In 1995 the president of the French luxury conglomerate LVMH, Bernard Arnault, appointed Galliano as Hubert de Givenchy's replacement as principal designer at Givenchy. Here Galliano had an excellent opportunity to study the archives of a major Parisian couture house. He developed his skill for merging-within one collection or a single outfit-traditional feminine glamour with a distinctly contemporary element of playfulness. He was also able to do justice to the breadth of his vision as one of fashion's most spectacular showmen. During and after Galliano's brief tenure at Givenchy, the house acquired an air of "Cool Britannia," and received unparalleled publicity. Alexander McQueen took over at Givenchy in 1996, while Galliano was installed as chief designer at another LVMH label, Christian Dior, as Gianfranco Ferré's successor. Four years later, Galliano's creative control over Dior's clothes was extended to the house's accessories, shop design, and advertising. Meanwhile, Galliano has continued to design under his own label. In 2003 he opened his first flagship store on the corner of the rue Duphot and the rue du Faubourg-Saint Honoré in Paris. The building's interior was designed by the architect Jean-Michel Wilmotte. Galliano launched his first signature men's wear collection since 1986 for autumn-winter 2004.

Galliano creates eclectic clothes, which are based on sources from fashion, film, art, and popular culture, and modernizes his borrowings to varying degrees. Inspired by extensive travel experiences as well as thorough research in libraries, museum exhibitions, and archives, Galliano interprets not only exotic and historical looks but also construction techniques-most significantly the body-flattering elastic bias cut popularized by Madeleine Vionnet in the 1920s. His approach has been described variously as magpie-like, history-book-plundering, romantic escapism, and postmodern pastiche. Galliano's first haute couture Dior collection for spring-summer 1997, which coincided with Dior's fiftieth anniversary, juxtaposed quasi-Masai jewelery and quasi-Dinka beaded corsets with hourglass silhouettes reminiscent of the Edwardian era and Dior's own New Look. In the same collection, innocent white leather doily-like dresses and hats were shown alongside 1920s Chinese-inspired dresses styled with a menacing edge.

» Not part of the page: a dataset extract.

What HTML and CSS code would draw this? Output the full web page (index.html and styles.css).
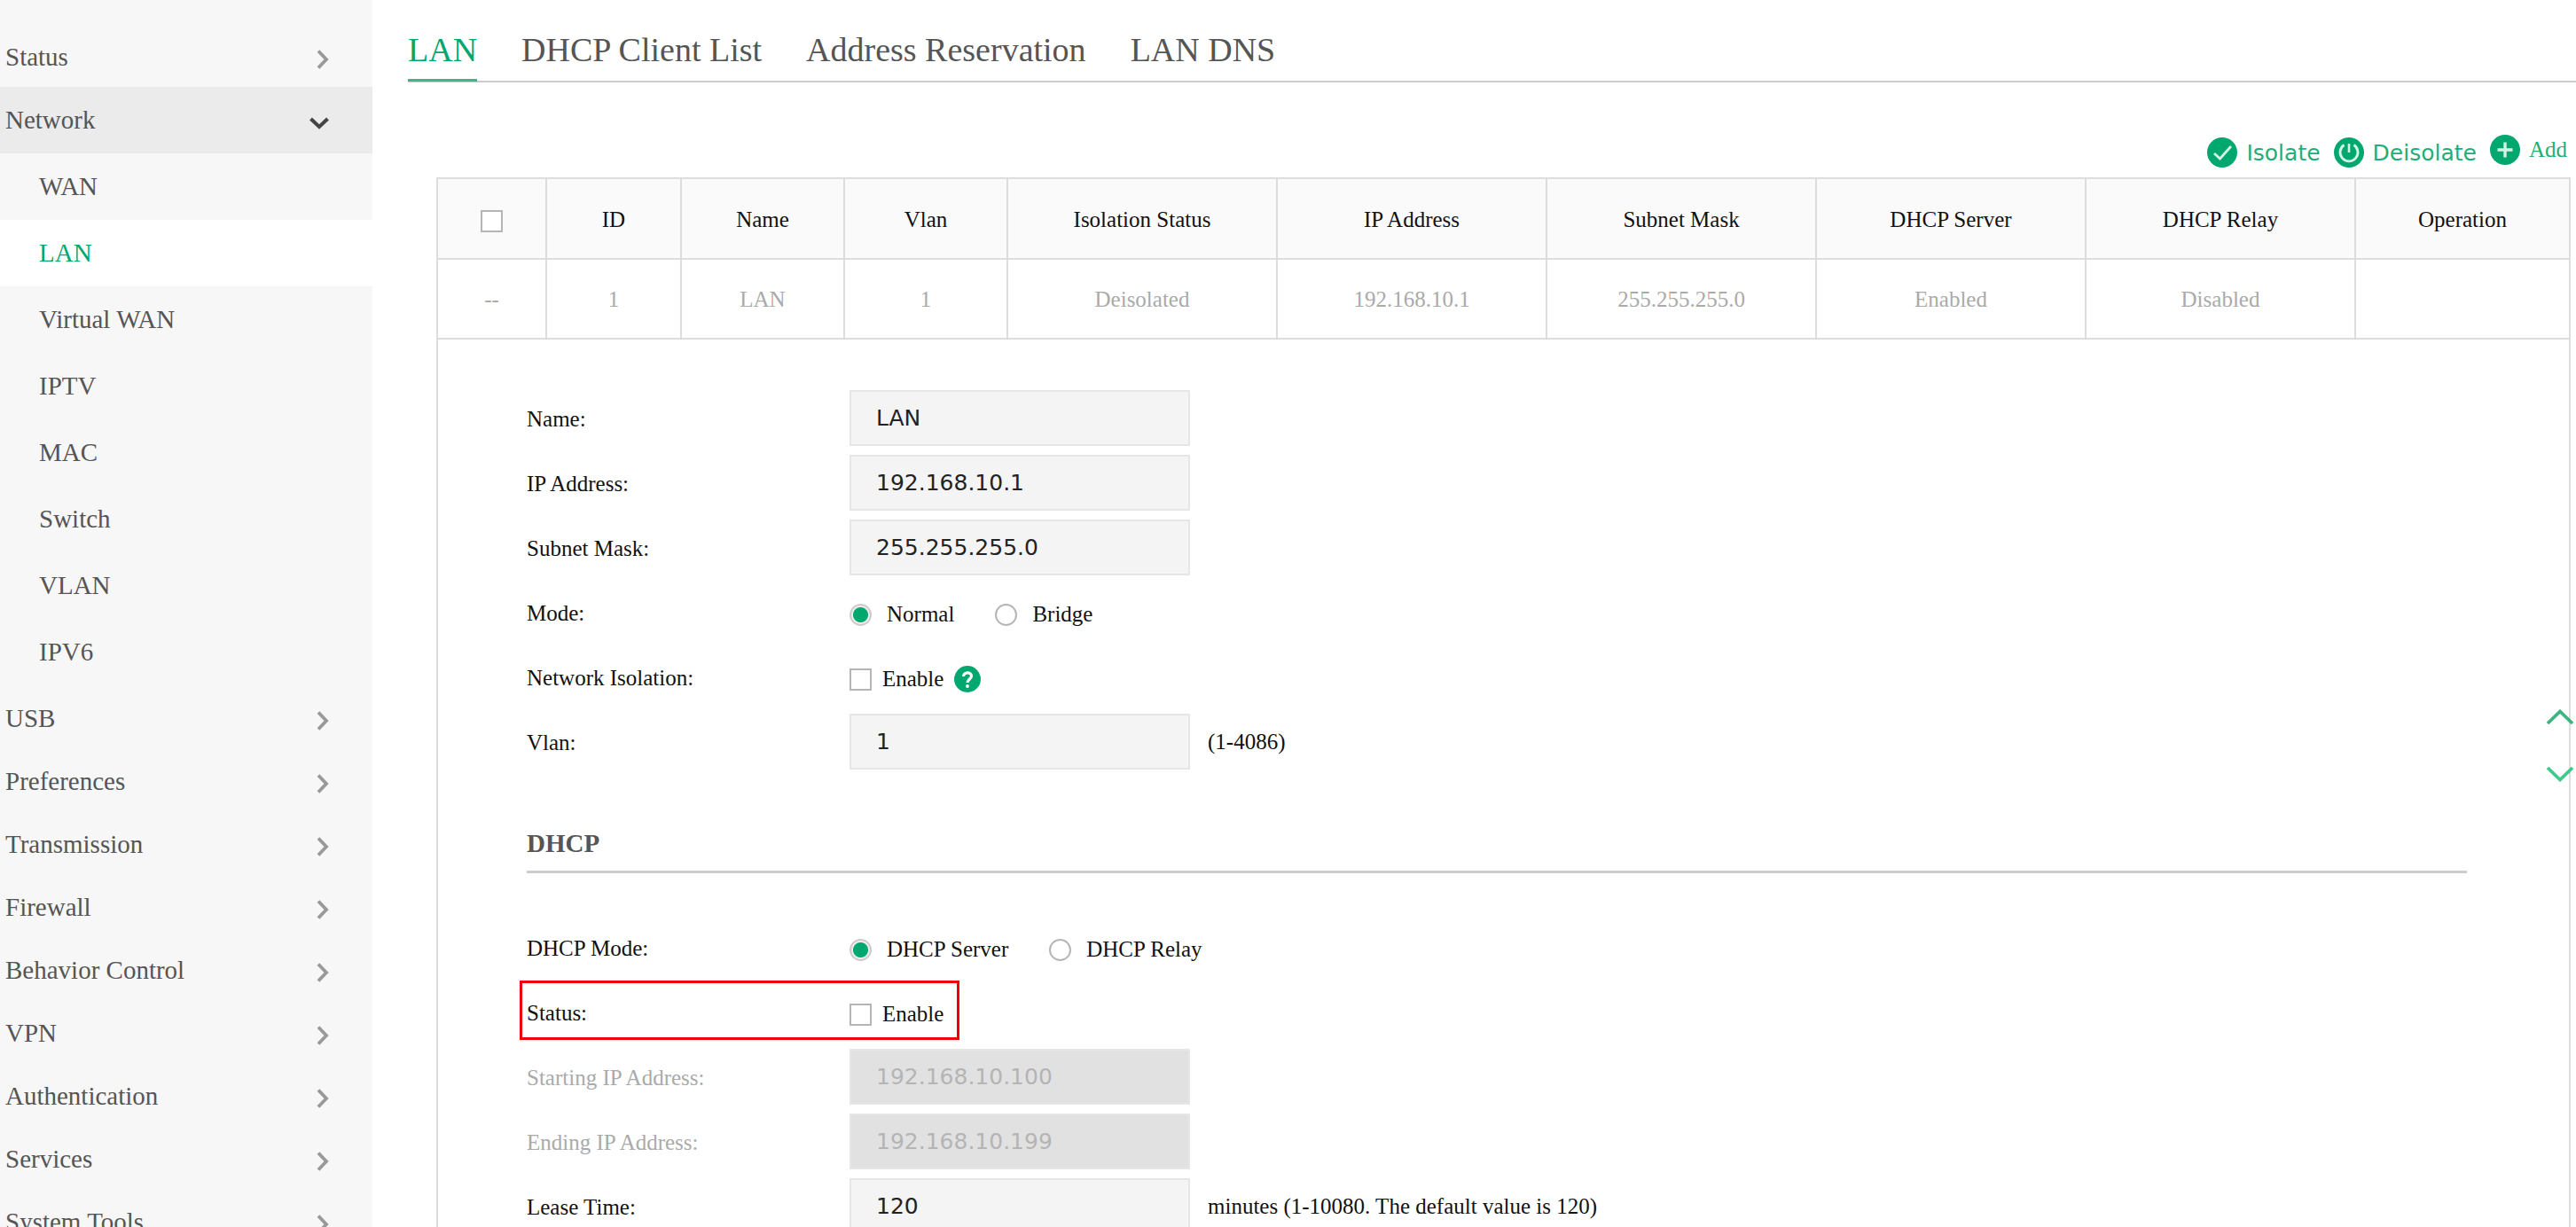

Unlike the androgynous creatures who paraded avant-garde shapes in Galliano's London shows of the 1980s, the heroines of his 1990s Paris period were luxurious icy divas by day and exotic opium-fueled seductresses by night-as represented in his Haute Bohemia collection for spring-summer 1998. For most of the decade he found inspiration in mysterious and sexually ambiguous women, ranging from real historical aristocrats, showgirls, and actresses to imagined characters and female stereotypes: Indian princess Pocahontas, Lolita (stemming from Vladimir Nabokov's fictional character), Edwardian demimondaines, the actress Theda Bara as Cleopatra, the artist and model Kiki de Montparnasse, the Russian princess Anastasia Nicholaevna, the Duchess of Windsor, the film character Suzie Wong, other prostitutes, and trapeze artists. Galliano's real clients in this period included Béatrice de Rothschild, Madonna, Nicole Kidman, and Cate Blanchett.

Since around 2000, in addition to Galliano's multicultural cross-referencing, he has placed new emphasis on shaking up the high and low of fashion. He has returned to the excesses of his earlier work and "dirtied" traditional elegance with over-the-top chaotic mixes of punk and grunge trashiness, 1980s-1990s street culture, clown-like infantilism, and spoofs of "rock'n'roll chic." While the designer maximized the concepts of couture and ready-to-wear alike as a masquerade and "laboratory of ideas," with clothes as "showpieces," he has reinforced the identities of Givenchy and particularly Dior as leading luxury brands with a tongue-in-cheek twist. The creative identity of his own label, which makes up for two of the six collections he produces yearly, has been closely linked to that of Dior.